The four ETFs, which have been listed on the London Stock Exchange (LSE), enable investors to implement daily double-long or double-short positions in UK Gilts and US Treasuries for the purposes of short-term tactical trading or hedging.
Commenting on the launch, Manooj Mistry, head of db X-trackers for the UK, said: “These are easy-to-trade instruments for financially sophisticated institutional investors who want to take tactical leveraged or short positions on sovereign bond markets but do not necessarily have the infrastructure to use derivatives. They are the first of their kind to be launched in Europe.”
The daily double-leveraged long ETFs aim to provide twice the performance of the underlying long index minus a financing component, with daily re-balancing. The daily double-leveraged short ETFs aim to provide twice the performance of a short position in the underlying long index, plus a money market component, with daily rebalancing.
db X-trackers II US Treasuries Double Long Daily ETF
db X-trackers II US Treasuries Double Short Daily ETF
db X-trackers II UK Gilts Double Long Daily ETF
db X-trackers II UK Gilts Double Short Daily ETF
– Provides 2x leveraged long/short exposure to
– Effective within a short-term hedging strategy or
– Collateralised swap-based replication, with full
– UCITS IV compliant, London listed, eligible for
(Exchange codes/tickers below)
The underlying indices for the funds are the Deutsche Bank GBP Gilts Total Return Index and the Deutsche Bank US Treasuries Total Return Index. Importantly, unlike government bond futures, which typically provide exposure to just one point on the yield curve, these indices reflect bonds right across the full range of the curve.
“Bond futures contracts often represent exposure to only one specific point of the yield curve.

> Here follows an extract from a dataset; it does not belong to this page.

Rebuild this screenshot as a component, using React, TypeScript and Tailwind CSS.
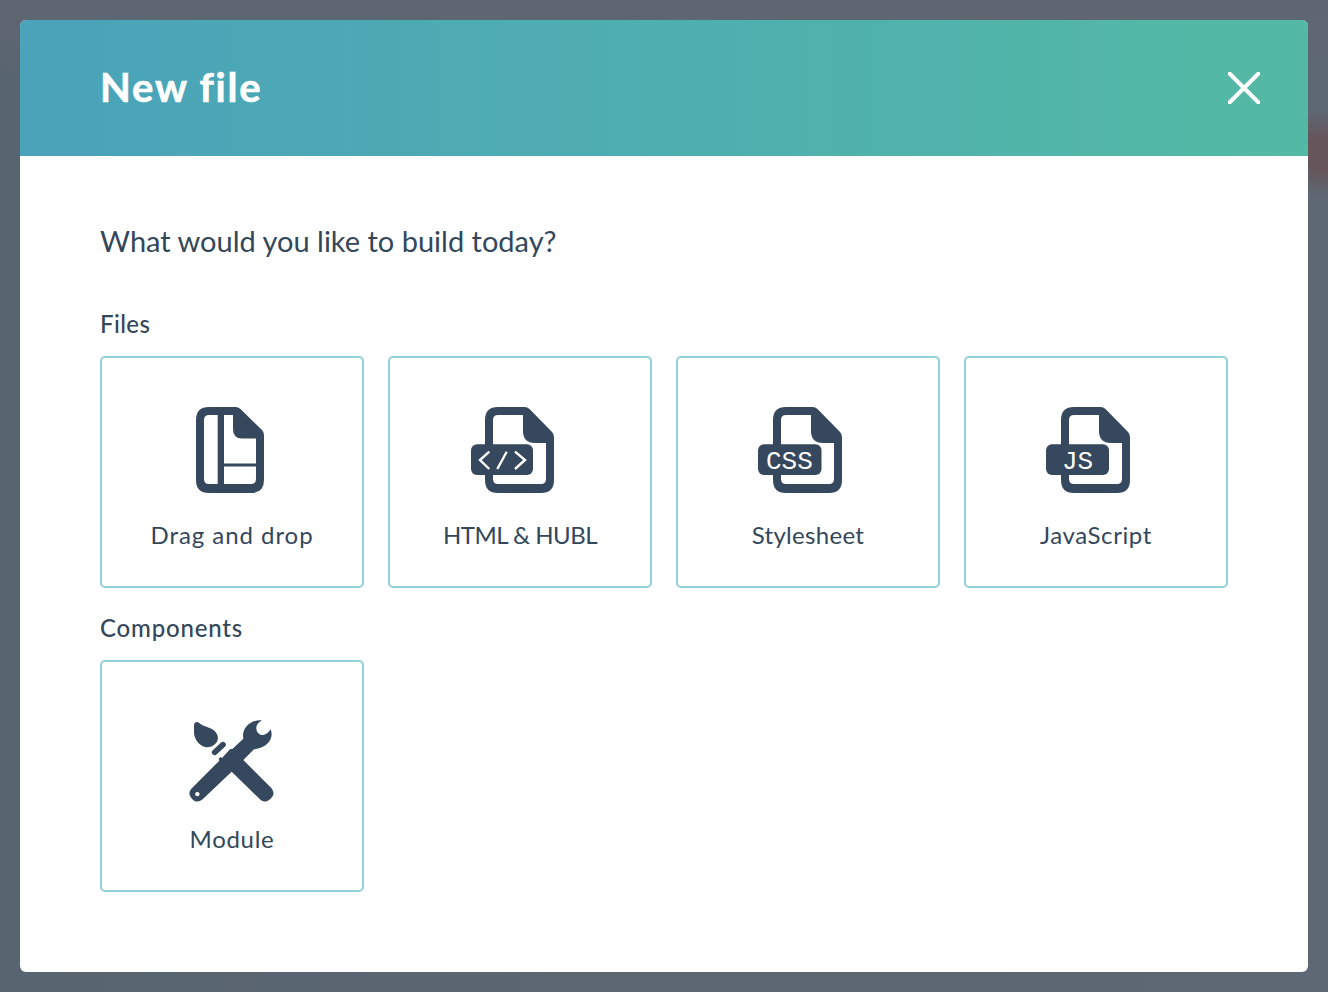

The new ETFs will be useful for investors who want to take a view on the entire bond market,” said Mistry. “This is especially the case for UK Gilts, where we estimate around 40% of the market is not covered by liquid futures. These products are a liquid way to access this portion of the market.”
Risk on, Risk off
With markets gyrating between “risk on” and “risk off” modes and volatility at its highest level for the year so far, these ETFs, bearing in mind their leveraged nature, which accentuates market moves, will be volatile. However, for sophisticated investors with high-conviction tactical views, the funds could provide an efficient way to express that conviction over the short-term. Equally, the funds could be used to hedge existing exposures and help dampen overall portfolio volatility.
From a trading perspective, the double-leveraged long ETFs are likely be favoured by investors anticipating shifts into “risk off” mode, perhaps in response to further uncertainty relating to the ongoing European sovereign debt crisis. In addition, as well as reflecting demand for “safe havens”, the long funds are likely to react positively to any announcements that signal meaningful extensions to quantitative easing (QE) – central bank government bond buying – programmes in either the US or UK.
Conversely, the double-leveraged short ETFs behave in an inverse manner. These funds are likely to be favoured by investors anticipating signs of improvement in the state of the economy, which typically precede a shift into “risk on” mode and a corresponding de-allocation from safe-haven government bonds. Similarly, any sign of a cessation or suspension of QE – and thus an increase in market interest rates – will likely cause these funds to spike.
Government bonds seen as overvalued
The double-leveraged short funds will also prove attractive to investors wishing to express a short-term conviction view on valuation fundamentals, especially as many investors now view government bonds (particularly those of the US and UK) as overvalued. Indeed, government bonds are considered the most overvalued asset class relative to fair value on a one-year time horizon, according to the latest (April 2012) CFA UK Valuations Index, which showed that 78% of respondents viewed government bonds as overvalued.
Will Goodhart, chief executive of CFA UK, said: “Investment professionals were already concerned about the valuations of government bond markets at the beginning of the year, and their concerns have increased over the last quarter. While fixed income securities have been attractive on account of their perceived “safe haven” status, our survey suggests that they may no longer offer good value relative to other assets on a 12 month time horizon.” If this view turns out to be true, the double-leveraged short ETFs could post some decent performance numbers.
The ETFs complement the previously launched db X-trackers UK Gilts Short Daily ETF, and the db X-trackers US Treasuries Short Daily ETF, which provide unleveraged short exposure to the UK and US sovereign debt markets, respectively. For investors seeking, conventional unleveraged long exposure to UK or US governments there are a range of ETFs available from a number of providers, including iShares, Lyxor, Credit Suisse and Amundi. Amundi, as well offering long funds, also has a range of ETFs offering short exposure to US Treasures.
db X-trackers II US Treasuries Double Long Daily ETF (XUTL)
db X-trackers II US Treasuries Double Short Daily ETF (XUDS)
db X-trackers II UK Gilts Double Long Daily ETF (XULL)
db X-trackers II UK Gilts Double Short Daily ETF (XUSS)
These funds are aimed at sophisticated professional investors. Investors should ensure that they fully understand the mechanics of these products and the effects of leverage before considering an investment.